Italians use the shorthand “the state” and “mafia” in accounts of the negotiations but both words also refer to single individuals with names, ranks or titles and responsibilities. They include carabinieri officers, secret service men and women and ministers as well as the mafiosi and various go-betweens. Since 2007, thanks to a mafioso who turned state’s evidence, some of Borsellino and Falcone’s colleagues have been investigating these allegations. Of the 12 due to stand trial in Palermo, six are mafiosi, all big names like Totò Riina, Bernardo Provenzano and Massimo Ciancimino, the son of former Palermo mayor, Vito, longtime link between mafia and the Christian Democratic party. Six were from “the state”; three carabiniere officers and three politicians, one ex-minister of the Interior, Nicola Mancino, an ex-minister for the South, Calogero Mannino and Berlusconi’s close associate, senator Marcello Dell’Utri who has already been convicted of links to mafia.
They are alleged to have negotiated the release of hundreds of mafiosi from special prison terms known as “Article 41 bis”, introduced to isolate convicted mafiosi from their business interests and power base. In return, the mafia did not kill Mannino and various other politicians threatened because they had not given the mafia the promised protection. In other words, it was a typical mafia racket, extortion-style but on a much grander scale than promising a shopkeeper that his store will not be blown up if he pays protection.
If all or even some of the accused are convicted, it will be a bombshell for Italian institutions. Even without convictions, and with what we already know, the effects on public institutions are devastating.
For decades, actually from the birth of the Italian state, there had been an intermingling of mafia and the political and state authorities, something much more intimate than a cops-and-robbers, live-and-let-live set-up. Political and business interests overlapped in the upper- and underworld with no clear border between the two. Mafia immediately recognised the potential of electoral politics and has exploited them for a century and a half. With the growth of the public sector, they used their political levers both for profit and for power.
The cosy relationship was punctuated by occasional trials of lower level mafiosi for crimes of violence. The break came in 1986-7 when the so-called maxi-trial convicted over 300 mafiosi accepting the prosecution’s case of a mafia organisation. This prosecution was led by Giovanni Falcone and Paolo Borsellino which is why they became prime targets for mafia.
Now, 20 years on, there is some chance that we will know about one episode of collusion between mafia, politics and law enforcement agencies.

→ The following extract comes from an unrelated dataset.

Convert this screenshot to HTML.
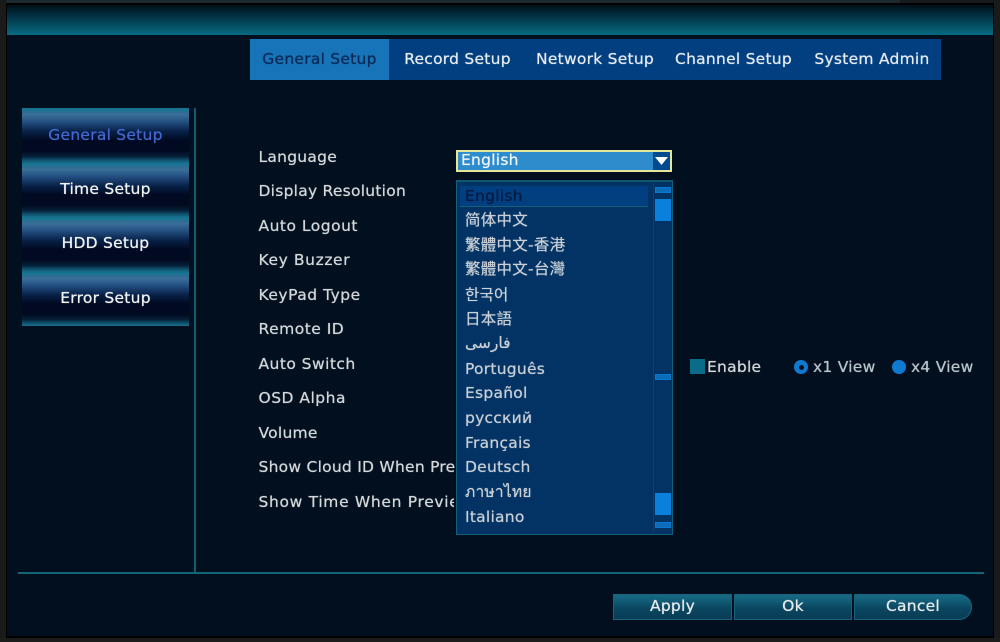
<!DOCTYPE html>
<html><head><meta charset="utf-8">
<style>
html,body{margin:0;padding:0;background:#010f1e;}
#p{position:relative;width:1000px;height:642px;overflow:hidden;background:#010f1e;font-family:"DejaVu Sans","Noto Sans CJK TC",sans-serif;font-size:15.5px;color:#d4d8da;}
#p div{position:absolute;}
.t{white-space:nowrap;line-height:20px;height:20px;letter-spacing:.25px;text-shadow:0 0 .7px currentColor;}
.c{text-align:center;}
.side{left:22px;width:167px;height:54.5px;background:linear-gradient(to bottom,#14708c 0,#1a7694 4%,#2c6c92 7%,#3a6f98 12%,#255284 24%,#08224a 42%,#010a22 58%,#010a20 78%,#062038 88%,#0e4c68 94%,#17708c 100%);}
.sidet{left:22px;width:167px;text-align:center;color:#f2f4f4;}
.lang{left:465px;color:#c9cfd6;}
.btn{top:594px;height:26px;background:linear-gradient(to bottom,#186a84 0,#125c76 25%,#0a4660 55%,#0a3c54 100%);border:1px solid #17627c;box-sizing:border-box;color:#e8ecee;text-align:center;line-height:23px;letter-spacing:.25px;text-shadow:0 0 .7px currentColor;}
</style></head>
<body><div id="p">
<div style="left:0;top:0;width:900px;height:3px;background:#1c2a30"></div>
<div style="left:900px;top:0;width:100px;height:3px;background:#161a1c"></div>
<div style="left:0;top:0;width:6px;height:642px;background:#1a1a1a"></div>
<div style="left:6px;top:3px;width:1px;height:635px;background:#000"></div>
<div style="left:993px;top:3px;width:1px;height:635px;background:#000"></div>
<div style="left:6px;top:3px;width:988px;height:2px;background:#000"></div>
<div style="left:6px;top:636px;width:988px;height:2px;background:#000"></div>
<div style="left:994px;top:0;width:6px;height:642px;background:#1a1a1a"></div>
<div style="left:0;top:638px;width:1000px;height:4px;background:#1c1c1c"></div>
<div style="left:7px;top:5px;width:986px;height:30px;background:linear-gradient(to bottom,#000f18 0,#012c3c 30%,#04485c 62%,#076a80 100%)"></div>

<div style="left:250px;top:39px;width:691px;height:41px;background:#023f80"></div>
<div style="left:250px;top:39px;width:139px;height:41px;background:#1874b8"></div>
<div class="t c" style="left:250px;top:49px;width:139px;color:#062a58">General Setup</div>
<div class="t c" style="left:389px;top:49px;width:137px;color:#e6ecf2">Record Setup</div>
<div class="t c" style="left:526px;top:49px;width:138px;color:#e6ecf2">Network Setup</div>
<div class="t c" style="left:664px;top:49px;width:139px;color:#e6ecf2">Channel Setup</div>
<div class="t c" style="left:803px;top:49px;width:138px;color:#e6ecf2">System Admin</div>

<div class="side" style="top:108px"></div>
<div class="side" style="top:162.5px"></div>
<div class="side" style="top:217px"></div>
<div class="side" style="top:271.5px"></div>
<div class="t sidet" style="top:125px;color:#4468d0">General Setup</div>
<div class="t sidet" style="top:179px">Time Setup</div>
<div class="t sidet" style="top:233px">HDD Setup</div>
<div class="t sidet" style="top:288px">Error Setup</div>

<div style="left:194px;top:108px;width:2px;height:465px;background:#0f5f70"></div>
<div style="left:18px;top:572px;width:966px;height:2px;background:#136578"></div>

<div class="t" style="left:258.5px;top:147px">Language</div>
<div class="t" style="left:258.5px;top:181px">Display Resolution</div>
<div class="t" style="left:258.5px;top:216px;letter-spacing:.5px">Auto Logout</div>
<div class="t" style="left:258.5px;top:250px;letter-spacing:.6px">Key Buzzer</div>
<div class="t" style="left:258.5px;top:285px;letter-spacing:.5px">KeyPad Type</div>
<div class="t" style="left:258.5px;top:319px;letter-spacing:.5px">Remote ID</div>
<div class="t" style="left:258.5px;top:354px;letter-spacing:.45px">Auto Switch</div>
<div class="t" style="left:258.5px;top:388px;letter-spacing:.5px">OSD Alpha</div>
<div class="t" style="left:258.5px;top:423px">Volume</div>
<div class="t" style="left:258.5px;top:457px;width:197.5px;overflow:hidden">Show Cloud ID When Preview</div>
<div class="t" style="left:258.5px;top:492px;width:195.5px;overflow:hidden;letter-spacing:.68px">Show Time When Preview</div>

<div style="left:456px;top:150px;width:216px;height:22px;box-sizing:border-box;border:2px solid #e4e79a;background:#2e8ccc"></div>
<div class="t" style="left:461px;top:150px;color:#f0f6fa">English</div>
<div style="left:653px;top:152px;width:17px;height:18px;background:#024a90"></div>
<svg style="position:absolute;left:653px;top:152px" width="17" height="18"><path d="M2 5H15L8.5 13Z" fill="#fff"/></svg>

<div style="left:456px;top:180px;width:217px;height:355px;box-sizing:border-box;border:1px solid #13607c;border-top:2px solid #0f5670;background:#023364"></div>
<div style="left:460px;top:186px;width:188px;height:21px;background:#023f80;border-bottom:1px solid #14607c;box-sizing:border-box"></div>
<div style="left:653px;top:183px;width:1px;height:349px;background:#03417a"></div>
<div style="left:655px;top:187px;width:16px;height:6px;background:#0d6cb8;border:1px solid #0a78d0;box-sizing:border-box"></div>
<div style="left:655px;top:199px;width:16px;height:22px;background:#0a7fdc"></div>
<div style="left:655px;top:374px;width:16px;height:6px;background:#0d6cb8;border:1px solid #0a78d0;box-sizing:border-box"></div>
<div style="left:655px;top:493px;width:16px;height:22px;background:#0a7fdc"></div>
<div style="left:655px;top:522px;width:16px;height:6px;background:#0d6cb8;border:1px solid #0a78d0;box-sizing:border-box"></div>

<div class="t lang" style="top:186px;color:#021a40">English</div>
<div class="t lang" style="top:210px">简体中文</div>
<div class="t lang" style="top:235px">繁體中文-香港</div>
<div class="t lang" style="top:259px">繁體中文-台灣</div>
<div class="t lang" style="top:285px">한국어</div>
<div class="t lang" style="top:309px">日本語</div>
<div class="t lang" style="top:333px">فارسی</div>
<div class="t lang" style="top:359px">Português</div>
<div class="t lang" style="top:383px">Español</div>
<div class="t lang" style="top:408px">русский</div>
<div class="t lang" style="top:433px">Français</div>
<div class="t lang" style="top:457px">Deutsch</div>
<div class="t lang" style="top:482px">ภาษาไทย</div>
<div class="t lang" style="top:507px">Italiano</div>

<div style="left:690px;top:359px;width:15px;height:15px;background:#0a6c88"></div>
<div class="t" style="left:707px;top:357px">Enable</div>
<div style="left:794px;top:360px;width:14px;height:14px;border-radius:50%;background:#0f7ad2"></div>
<div style="left:798.5px;top:364.5px;width:5px;height:5px;border-radius:50%;background:#02101e"></div>
<div class="t" style="left:813px;top:357px;color:#bcc4cc">x1 View</div>
<div style="left:892px;top:360px;width:14px;height:14px;border-radius:50%;background:#0f7ad2"></div>
<div class="t" style="left:911px;top:357px;color:#bcc4cc">x4 View</div>

<div class="btn" style="left:613px;width:119px">Apply</div>
<div class="btn" style="left:734px;width:118px">Ok</div>
<div class="btn" style="left:854px;width:118px;border-radius:0 13px 13px 0">Cancel</div>
</div></body></html>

But we should not hold our breath; in the most disturbing recent development, President Napolitano has demanded that two intercepted conversations between the former minister Mancino and Napolitano should be destroyed. Mancino had called the president’s legal counsellor seeking the president’s help in having his perjury case transferred to a different court (these conversations are on the record). Mancino then actually spoke to Napolitano and since his phone was under surveillance, the call was recorded. The prosecutor has said that the call is irrelevant for his case, but procedure demands that it is a judge who decrees the destruction of material after the defence has been able to intervene.
Instead, President Napolitano has taken the case to the Constitutional Court arguing that even when a person under criminal investigation calls the president, that call should be subject to presidential privilege.
Even more disturbing than Napolitano’s action, is that most of the press and political parties support him. The President represents Power and should not suffer the indignity of having his conversation recorded even when he is called by someone accused of a serious crime.
It was this lack of respect for Power in whatever form (and its converse, the respect for the Law) that killed Borsellino and Falcone and general dalla Chiesa a decade earlier.